As I looked into this provocation section, I realised that provocation is often used unequally against certain groups within the community.  Provocation has been used against racial minorities,  it has been attempted by violent abusive men as an excuse for bashing their women partners or wives for alleged provocation which really masks abusive patterns of relating by these men.  And. Provocation is often used by men against other men, including several incidents when the defence has been raised as a homosexual defence.    

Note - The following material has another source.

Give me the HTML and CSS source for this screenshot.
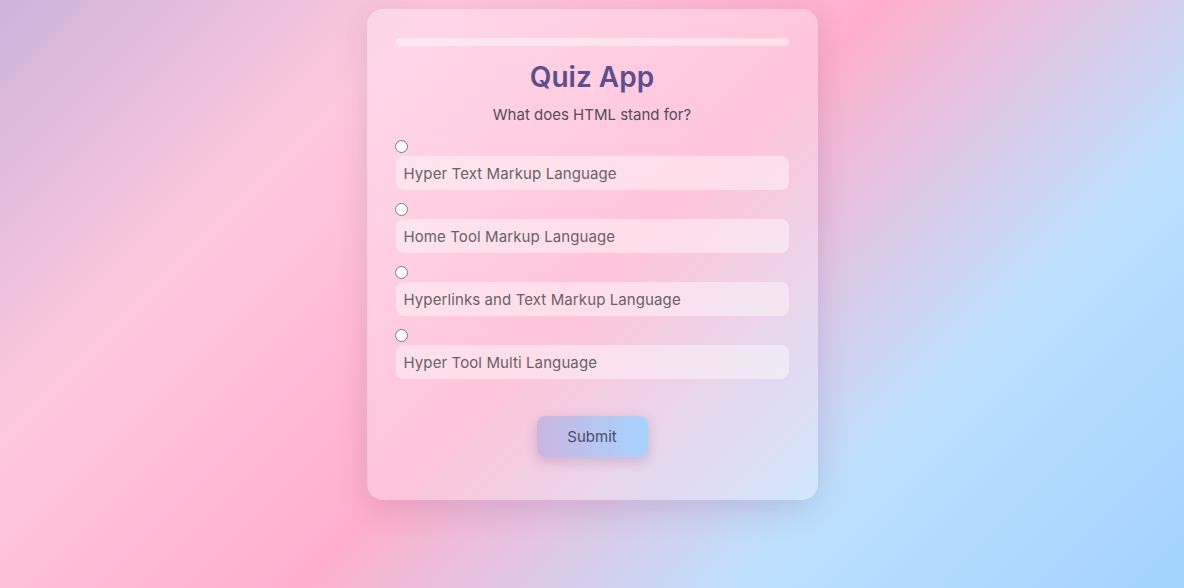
FILE: index.html
```html
<!DOCTYPE html>
<html lang="en">
<head>
<meta charset="UTF-8">
<title>Quiz App</title>
<link rel="stylesheet" href="styles.css">
</head>
<body>
  <main class="card">
    <div class="progress"><div class="progress-fill"></div></div>
    <h1 class="title">Quiz App</h1>
    <p class="question">What does HTML stand for?</p>
    <div class="options">
      <div class="option">
        <input type="radio" name="answer" id="a1" class="radio">
        <label for="a1" class="answer">Hyper Text Markup Language</label>
      </div>
      <div class="option">
        <input type="radio" name="answer" id="a2" class="radio">
        <label for="a2" class="answer">Home Tool Markup Language</label>
      </div>
      <div class="option">
        <input type="radio" name="answer" id="a3" class="radio">
        <label for="a3" class="answer">Hyperlinks and Text Markup Language</label>
      </div>
      <div class="option">
        <input type="radio" name="answer" id="a4" class="radio">
        <label for="a4" class="answer">Hyper Tool Multi Language</label>
      </div>
    </div>
    <div class="actions">
      <button class="submit" type="button">Submit</button>
    </div>
  </main>
</body>
</html>
```
FILE: styles.css
```css
* { box-sizing: border-box; }

html, body { height: 100%; }

body {
  margin: 0;
  padding-top: 9px;
  display: flex;
  justify-content: center;
  align-items: flex-start;
  font-family: "Inter", "DejaVu Sans", sans-serif;
  background: linear-gradient(135deg, #cdb4db 0%, #ffc8dd 25%, #ffafcc 50%, #bde0fe 75%, #a2d2ff 100%);
}

.card {
  width: 451px;
  padding: 29px 29px 43px;
  border-radius: 16px;
  background: rgba(255, 255, 255, 0.28);
  box-shadow: 0 8px 32px rgba(90, 50, 110, 0.16);
  display: flex;
  flex-direction: column;
}

.progress {
  height: 8px;
  border-radius: 4px;
  background: rgba(255, 255, 255, 0.45);
  overflow: hidden;
}

.progress-fill { width: 0; height: 100%; }

.title {
  margin: 13px 0 0;
  text-align: center;
  font-size: 28px;
  line-height: 36px;
  font-weight: 600;
  color: #5c4f8e;
}

.question {
  margin: 10px 0 0;
  text-align: center;
  font-size: 15px;
  line-height: 20px;
  color: #524c5c;
}

.options {
  margin-top: 15px;
  display: flex;
  flex-direction: column;
  gap: 13px;
}

.option {
  display: flex;
  flex-direction: column;
  align-items: flex-start;
  gap: 3px;
}

.radio {
  margin: 0 0 0 -1px;
  width: 13px;
  height: 13px;
}

.answer {
  align-self: stretch;
  height: 34px;
  display: flex;
  align-items: center;
  padding: 0 8px;
  border-radius: 8px;
  background: rgba(255, 255, 255, 0.42);
  font-size: 15px;
  letter-spacing: 0.1px;
  color: #686268;
}

.actions {
  margin-top: 37px;
  display: flex;
  justify-content: center;
}

.submit {
  width: 111px;
  height: 41px;
  border: none;
  border-radius: 8px;
  background: linear-gradient(90deg, #cab6e0, #a6d3ff);
  box-shadow: 0 4px 12px rgba(90, 60, 120, 0.22);
  font-family: inherit;
  font-size: 15px;
  color: #4f4a66;
}
```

In many states of Australia and in New Zealand, the provocation defence has either been removed or amended to prevent situations where violent men have claimed that their women partners had provoked them by telling them they were leaving them or when they discovered that they had been unfaithful to them. As we know, there are many ways of being unfaithful in a relationship, but it seems only one is utilised as a partial defence of provocation.    I also noted a recent case where a Sudanese man was violently beaten and killed by a group of thugs.  One of the attackers tried to use the excuse that the Sudanese man had attacked him first but the judge in that case rejected this and said that this was a concocted story to cover the unprovoked attack of the victim.  This does illustrate the possible racial overtones of the provocation defence and also the real possibility that violent men will make up stories about being provoked to try and mitigate against their horrific and excessive violence.   The problem with the provocation defence is that by virtual definition it is not a proportionate response to the alleged actions of the victim. In fact, it is a disproportionate response that does not match the actions. If it were proportionate it would arguably be self defense in reasonable fear for one’s life, which is a separate and complete defence but naturally harder to argue and prove.   In New Zealand, the provocation defence was totally removed after a case when a man killed his female partner and claimed she provoked him. This was not accepted but it caused such an outcry because the community clearly saw this as playing right into the hands of violent abusive men, that it could not be tolerated.  There are many things wrong with this defence.  The community has a right to expect its members to have control of their tempers and has a right to reject violence as any sort of acceptable response to provocation.  Arguably only self defence in fear of one’s life is an excuse for violence that leads to death.